* START Extracted entries *

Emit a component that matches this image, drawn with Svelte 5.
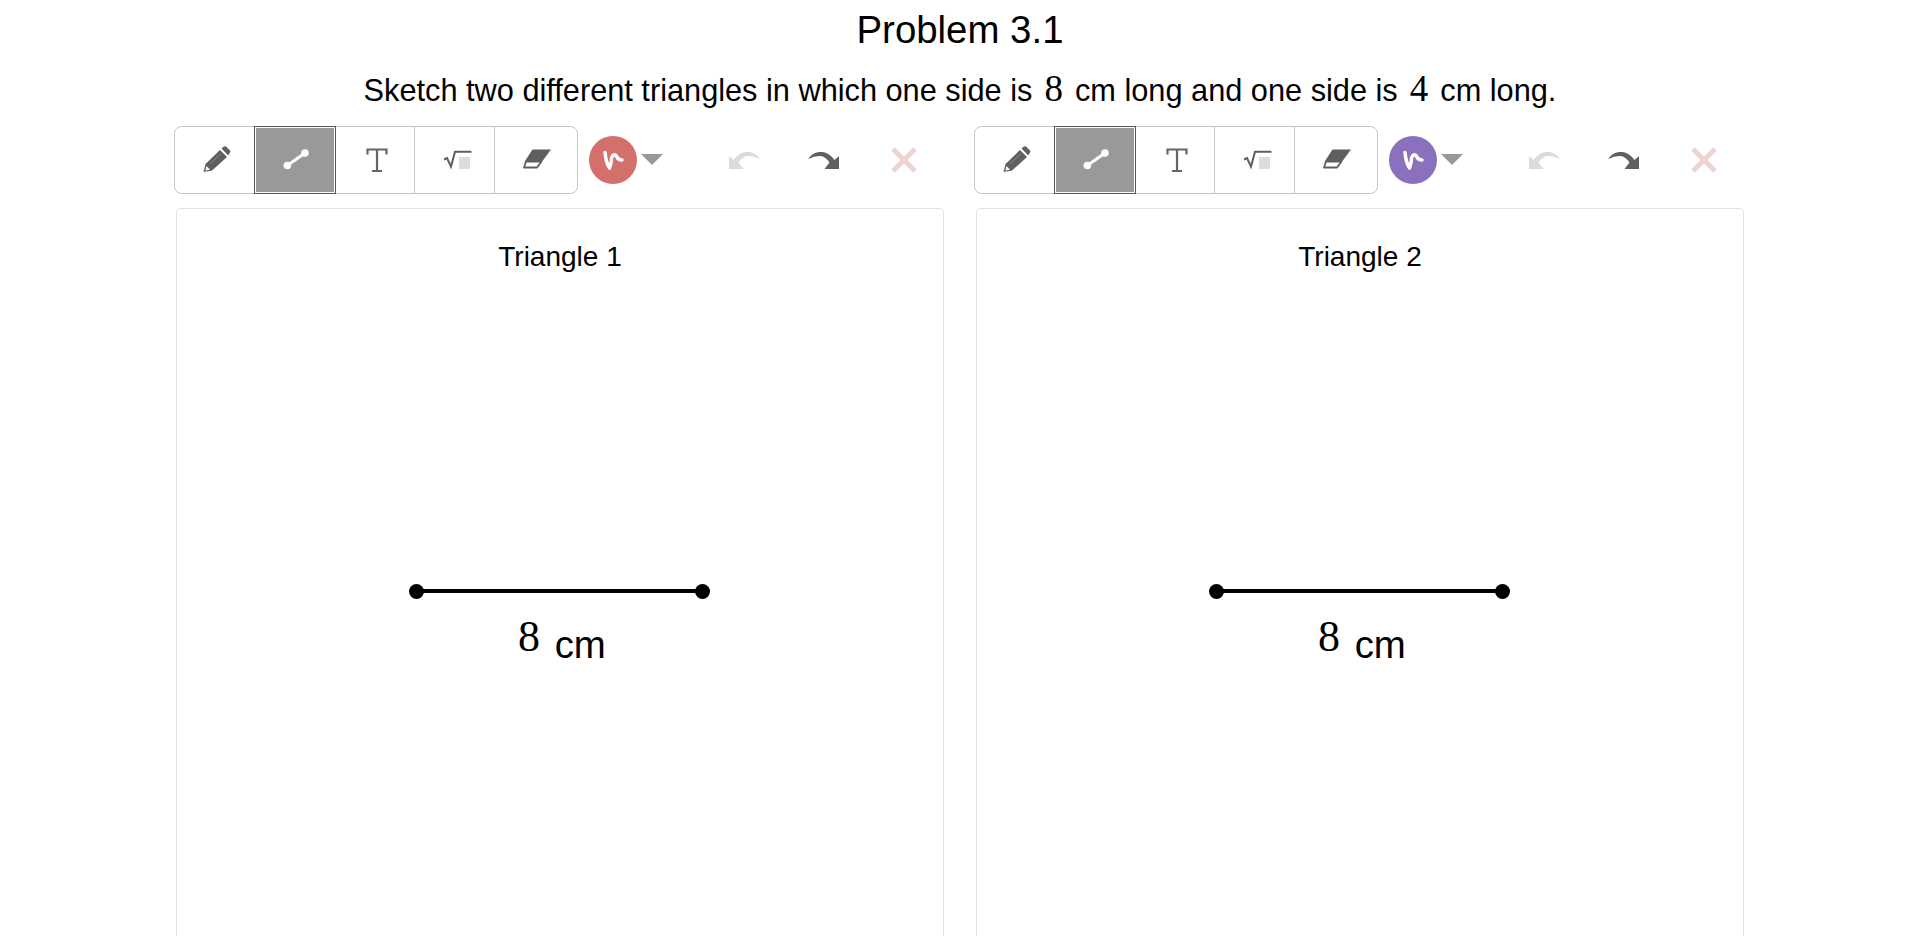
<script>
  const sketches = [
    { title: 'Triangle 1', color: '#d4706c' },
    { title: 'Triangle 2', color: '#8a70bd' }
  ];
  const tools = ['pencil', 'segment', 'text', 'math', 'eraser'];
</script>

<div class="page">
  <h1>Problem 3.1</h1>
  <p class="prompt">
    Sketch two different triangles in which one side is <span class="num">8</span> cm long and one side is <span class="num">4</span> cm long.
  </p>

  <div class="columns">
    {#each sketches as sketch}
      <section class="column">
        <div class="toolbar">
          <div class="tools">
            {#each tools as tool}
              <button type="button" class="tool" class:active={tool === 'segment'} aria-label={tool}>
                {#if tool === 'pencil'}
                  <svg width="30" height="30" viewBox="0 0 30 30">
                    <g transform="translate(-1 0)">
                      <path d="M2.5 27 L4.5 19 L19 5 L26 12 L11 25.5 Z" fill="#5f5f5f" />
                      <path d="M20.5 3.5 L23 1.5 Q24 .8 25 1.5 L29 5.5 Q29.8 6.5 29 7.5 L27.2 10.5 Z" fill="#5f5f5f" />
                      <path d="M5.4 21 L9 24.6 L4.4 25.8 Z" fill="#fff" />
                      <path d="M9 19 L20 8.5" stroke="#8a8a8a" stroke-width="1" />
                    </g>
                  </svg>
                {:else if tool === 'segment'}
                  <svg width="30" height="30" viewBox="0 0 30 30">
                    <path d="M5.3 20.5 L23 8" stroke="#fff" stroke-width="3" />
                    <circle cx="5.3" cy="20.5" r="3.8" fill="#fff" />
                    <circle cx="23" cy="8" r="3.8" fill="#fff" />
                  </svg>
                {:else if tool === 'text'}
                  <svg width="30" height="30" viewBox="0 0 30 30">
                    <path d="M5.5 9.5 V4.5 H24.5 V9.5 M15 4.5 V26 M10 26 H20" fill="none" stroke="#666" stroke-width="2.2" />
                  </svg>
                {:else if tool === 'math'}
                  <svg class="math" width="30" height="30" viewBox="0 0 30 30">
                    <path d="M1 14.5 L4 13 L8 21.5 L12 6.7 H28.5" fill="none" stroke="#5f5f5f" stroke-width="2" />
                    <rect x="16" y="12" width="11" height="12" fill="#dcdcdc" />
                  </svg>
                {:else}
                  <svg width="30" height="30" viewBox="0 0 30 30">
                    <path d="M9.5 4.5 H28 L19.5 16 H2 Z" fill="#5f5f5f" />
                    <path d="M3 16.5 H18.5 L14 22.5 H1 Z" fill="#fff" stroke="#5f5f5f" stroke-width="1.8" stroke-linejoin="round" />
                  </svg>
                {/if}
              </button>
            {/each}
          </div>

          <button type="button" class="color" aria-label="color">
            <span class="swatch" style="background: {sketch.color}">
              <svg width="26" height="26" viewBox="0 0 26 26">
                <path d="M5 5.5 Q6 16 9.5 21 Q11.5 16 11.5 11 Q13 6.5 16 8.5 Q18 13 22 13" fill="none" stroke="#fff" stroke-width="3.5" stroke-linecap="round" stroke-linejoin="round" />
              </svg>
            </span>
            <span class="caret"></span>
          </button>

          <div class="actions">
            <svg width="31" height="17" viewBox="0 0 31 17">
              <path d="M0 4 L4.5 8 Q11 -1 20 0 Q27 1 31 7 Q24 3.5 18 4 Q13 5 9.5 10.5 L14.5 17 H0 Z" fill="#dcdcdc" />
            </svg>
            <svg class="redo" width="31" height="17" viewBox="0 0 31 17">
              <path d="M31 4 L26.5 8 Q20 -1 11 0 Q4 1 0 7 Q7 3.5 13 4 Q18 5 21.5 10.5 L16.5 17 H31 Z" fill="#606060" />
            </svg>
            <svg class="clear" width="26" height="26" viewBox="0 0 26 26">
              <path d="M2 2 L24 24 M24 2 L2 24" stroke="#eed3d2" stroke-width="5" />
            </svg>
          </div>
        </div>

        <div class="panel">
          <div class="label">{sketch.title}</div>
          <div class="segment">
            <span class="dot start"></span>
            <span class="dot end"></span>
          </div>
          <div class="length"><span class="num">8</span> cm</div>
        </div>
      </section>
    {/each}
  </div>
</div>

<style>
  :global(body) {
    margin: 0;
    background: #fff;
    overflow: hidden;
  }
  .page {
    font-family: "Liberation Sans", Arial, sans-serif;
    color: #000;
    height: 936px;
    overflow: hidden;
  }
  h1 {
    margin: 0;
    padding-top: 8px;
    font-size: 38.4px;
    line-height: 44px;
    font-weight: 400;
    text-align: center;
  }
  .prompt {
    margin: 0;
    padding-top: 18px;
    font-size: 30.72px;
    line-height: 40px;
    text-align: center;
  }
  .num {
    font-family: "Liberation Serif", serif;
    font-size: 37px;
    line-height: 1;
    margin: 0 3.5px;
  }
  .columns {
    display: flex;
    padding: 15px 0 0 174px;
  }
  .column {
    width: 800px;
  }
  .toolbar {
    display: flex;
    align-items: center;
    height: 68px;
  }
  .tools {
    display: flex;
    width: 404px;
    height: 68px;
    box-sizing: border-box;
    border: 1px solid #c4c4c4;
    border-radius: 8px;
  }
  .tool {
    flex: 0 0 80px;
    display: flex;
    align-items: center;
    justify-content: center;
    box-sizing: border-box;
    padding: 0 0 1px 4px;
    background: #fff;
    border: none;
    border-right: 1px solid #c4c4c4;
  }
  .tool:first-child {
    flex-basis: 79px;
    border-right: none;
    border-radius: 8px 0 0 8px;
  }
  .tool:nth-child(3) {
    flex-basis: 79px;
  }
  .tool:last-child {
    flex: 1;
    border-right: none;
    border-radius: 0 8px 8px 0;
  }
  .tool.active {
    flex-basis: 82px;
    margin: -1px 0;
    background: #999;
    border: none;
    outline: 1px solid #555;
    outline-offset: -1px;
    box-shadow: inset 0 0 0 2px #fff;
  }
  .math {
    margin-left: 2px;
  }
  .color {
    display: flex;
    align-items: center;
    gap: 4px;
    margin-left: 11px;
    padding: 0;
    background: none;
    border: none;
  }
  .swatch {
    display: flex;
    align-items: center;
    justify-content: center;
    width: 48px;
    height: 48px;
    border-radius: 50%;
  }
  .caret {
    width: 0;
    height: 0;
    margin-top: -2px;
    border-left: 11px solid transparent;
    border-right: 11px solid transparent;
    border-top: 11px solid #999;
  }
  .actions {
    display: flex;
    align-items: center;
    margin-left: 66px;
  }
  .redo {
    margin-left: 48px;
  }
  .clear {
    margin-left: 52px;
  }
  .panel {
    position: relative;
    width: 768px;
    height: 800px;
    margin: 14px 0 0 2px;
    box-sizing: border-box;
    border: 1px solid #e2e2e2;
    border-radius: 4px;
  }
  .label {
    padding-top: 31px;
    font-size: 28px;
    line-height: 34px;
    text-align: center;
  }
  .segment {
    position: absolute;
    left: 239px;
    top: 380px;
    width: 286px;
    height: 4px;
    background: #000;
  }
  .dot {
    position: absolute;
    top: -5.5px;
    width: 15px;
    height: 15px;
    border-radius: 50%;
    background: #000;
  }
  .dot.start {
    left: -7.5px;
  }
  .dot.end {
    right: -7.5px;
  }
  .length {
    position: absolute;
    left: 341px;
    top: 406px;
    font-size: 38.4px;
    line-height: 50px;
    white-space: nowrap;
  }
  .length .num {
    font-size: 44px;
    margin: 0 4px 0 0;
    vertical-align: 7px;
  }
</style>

* END Extracted entries *
* START Extracted entries *

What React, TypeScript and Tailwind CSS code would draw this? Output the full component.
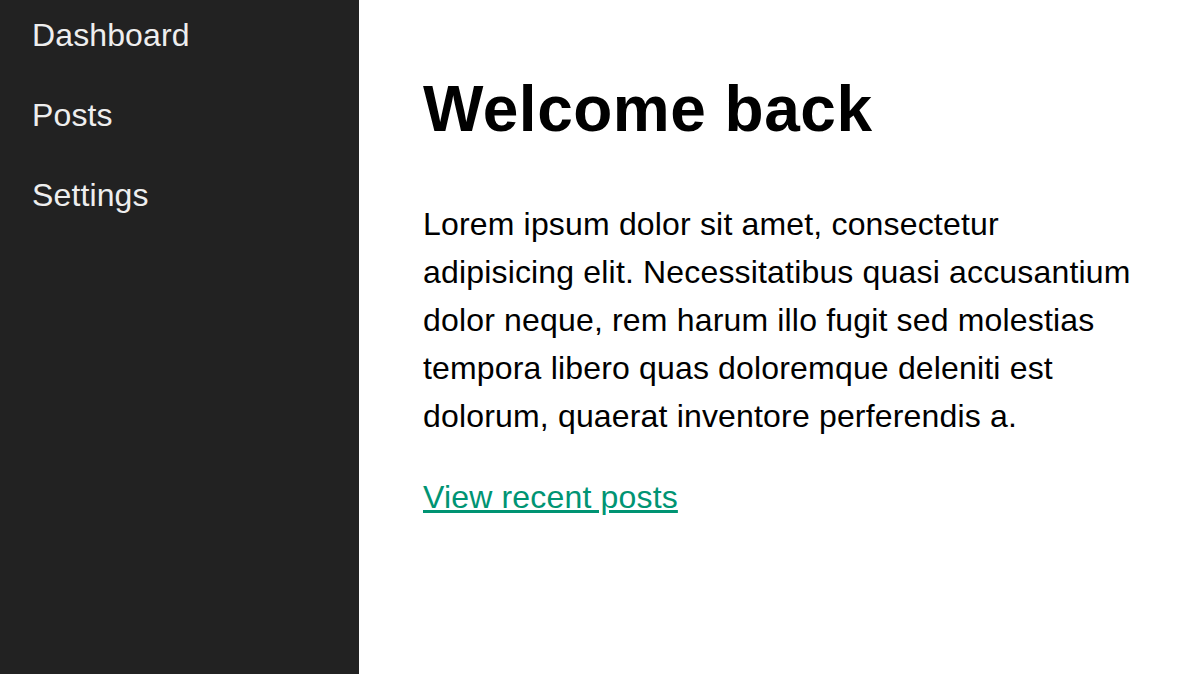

* END Extracted entries *

• _Short problem_: Single out each line of the records above with the string "this" in it, and copy it.

• _Result_:
Emit a component that matches this image, drawn with Svelte 5.
What React, TypeScript and Tailwind CSS code would draw this? Output the full component.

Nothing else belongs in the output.